Besides cooling systems accounting for up to half of a building’s total energy consumption, air-conditioning units also leak greenhouses gases because they use hydrofluorocarbons as refrigerants, which are hundreds of thousands of times more potent at trapping heat than carbon dioxide.
Due to Vietnam’s hot and humid climate in the south, air-conditioning is prevalent. Between 2016 and 2021, Vietnam’s market for air conditioners grew by almost 14 per cent annually. A system called district cooling, for example, meets the inevitable demand for cooling while reducing carbon emissions, energy consumption, and maintenance costs. District cooling effectively cools buildings at a larger scale, but in a greener and more energy-efficient way.
District cooling works by generating chilled water in a cooling plant. Cool water is then distributed to buildings in a closed loop network. Energy transfer stations in each building will distribute the chilled water to the building’s air-conditioning system to cool the air. The water is then pumped back to the cooling plant to be chilled again – and the cycle repeats. With district cooling, buildings do not need to have their own chillers, helping to save space. The system reaps the benefits of economies of scale by sharing chiller capacity that is operated and maintained by a professional technical team, making it more efficient.
While district cooling is still nascent in Vietnam, other countries like Singapore are already starting to experience the benefits. In 2006, we deployed a district cooling system 25 metres beneath the Marina Bay district, a live-work-play development in Singapore, to cool 16 buildings in the area, including Marina Bay Sands and the Marina Bay Financial Centre.
By 2026 we will be cooling a total of 28 buildings and developments, helping the district to save almost 20,000 tonnes of carbon emissions annually, which is equivalent to removing over 17,600 cars off the roads.

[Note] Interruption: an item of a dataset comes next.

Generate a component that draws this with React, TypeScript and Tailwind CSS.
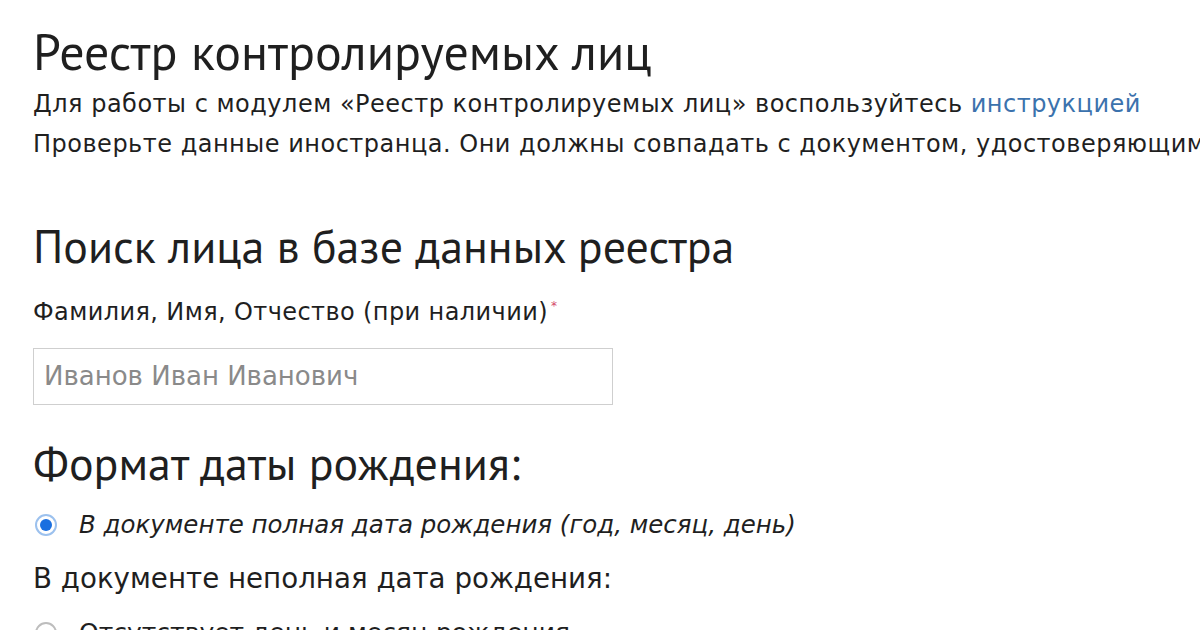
const body = "font-['DejaVu_Sans',sans-serif]";
const head = "font-['Liberation_Sans_Narrow','PT_Sans','Open_Sans',sans-serif]";

function Radio({ checked }: { checked?: boolean }) {
  return (
    <span
      className={`flex h-[22px] w-[22px] shrink-0 items-center justify-center rounded-full border-2 ${
        checked ? "border-[#9cc1ee] bg-white" : "border-[#bdbdbd] bg-white"
      }`}
    >
      {checked && <span className="h-[12px] w-[12px] rounded-full bg-[#1a6fe0]" />}
    </span>
  );
}

export default function App() {
  return (
    <main className={`${body} h-[630px] w-[1200px] overflow-hidden bg-white pl-[33px] pt-[24px] text-[#1f1f1f]`}>
      {/* header */}
      <h1 className={`${head} whitespace-nowrap text-[50px] leading-[56px]`}>Реестр контролируемых лиц</h1>
      <p className="mt-[4px] whitespace-nowrap text-[24px] leading-[40px] tracking-[0.5px]">
        Для работы с модулем «Реестр контролируемых лиц» воспользуйтесь{" "}
        <a className="text-[#3b72ad]">инструкцией</a>
      </p>
      <p className="whitespace-nowrap text-[24px] leading-[40px] tracking-[0.5px]">
        Проверьте данные иностранца. Они должны совпадать с документом, удостоверяющим личность
      </p>

      {/* search */}
      <h2 className={`${head} mt-[56px] whitespace-nowrap text-[46px] leading-[52px]`}>Поиск лица в базе данных реестра</h2>
      <label className="mt-[24px] block whitespace-nowrap text-[24px] leading-[32px] tracking-[0.4px]">
        Фамилия, Имя, Отчество (при наличии)
        <span className="relative -top-[10px] ml-[3px] text-[12px] text-[#d4496a]">*</span>
      </label>
      <div className="mt-[16px] flex h-[57px] w-[580px] items-center border border-[#cfcfcf] px-[10px]">
        <span className="text-[26px] text-[#8a8a8a]">Иванов Иван Иванович</span>
      </div>

      {/* birth date */}
      <h2 className={`${head} mt-[32px] whitespace-nowrap text-[46px] leading-[52px]`}>Формат даты рождения:</h2>
      <div className="mt-[16px] flex items-center gap-[22px] pl-[2px]">
        <Radio checked />
        <span className="whitespace-nowrap text-[24.5px] italic leading-[40px]">
          В документе полная дата рождения (год, месяц, день)
        </span>
      </div>
      <p className="mt-[14px] whitespace-nowrap text-[27.7px] leading-[40px]">В документе неполная дата рождения:</p>
      <div className="mt-[14px] flex items-center gap-[22px] pl-[2px]">
        <Radio />
        <span className="whitespace-nowrap text-[25px] leading-[40px]">Отсутствует день и месяц рождения</span>
      </div>
    </main>
  );
}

Given the success on how district cooling can save electricity and reduce carbon emissions, we have also explored widening district cooling’s application for other industries and customers. Just earlier in the year, we announced a partnership with STMicroelectronics to design and install Singapore’s first district cooling system for industrial usage, which will help them to achieve 20 per cent savings in cooling-related electricity consumption annually by improving aggregated chiller system efficiency, as well as enable ST to reduce carbon emissions of up to 120,000 tonnes per year.
We will also be installing a specially engineered district cooling system for brownfield developments in Tampines Town Central – a vibrant commercial hub in the east of Singapore. The system, which will cool seven existing buildings in the town centre, will save enough energy to power more than 900 apartments for a year, as well as to help the town centre reduce its carbon emissions by almost 1,400 tonnes annually.
Enabling more green buildings in Vietnam can help the country take a step towards achieving its sustainability goals. This can be done through innovations like district cooling, rooftop and utility-scale renewables, and our digital energy solutions to help achieve greater energy efficiency.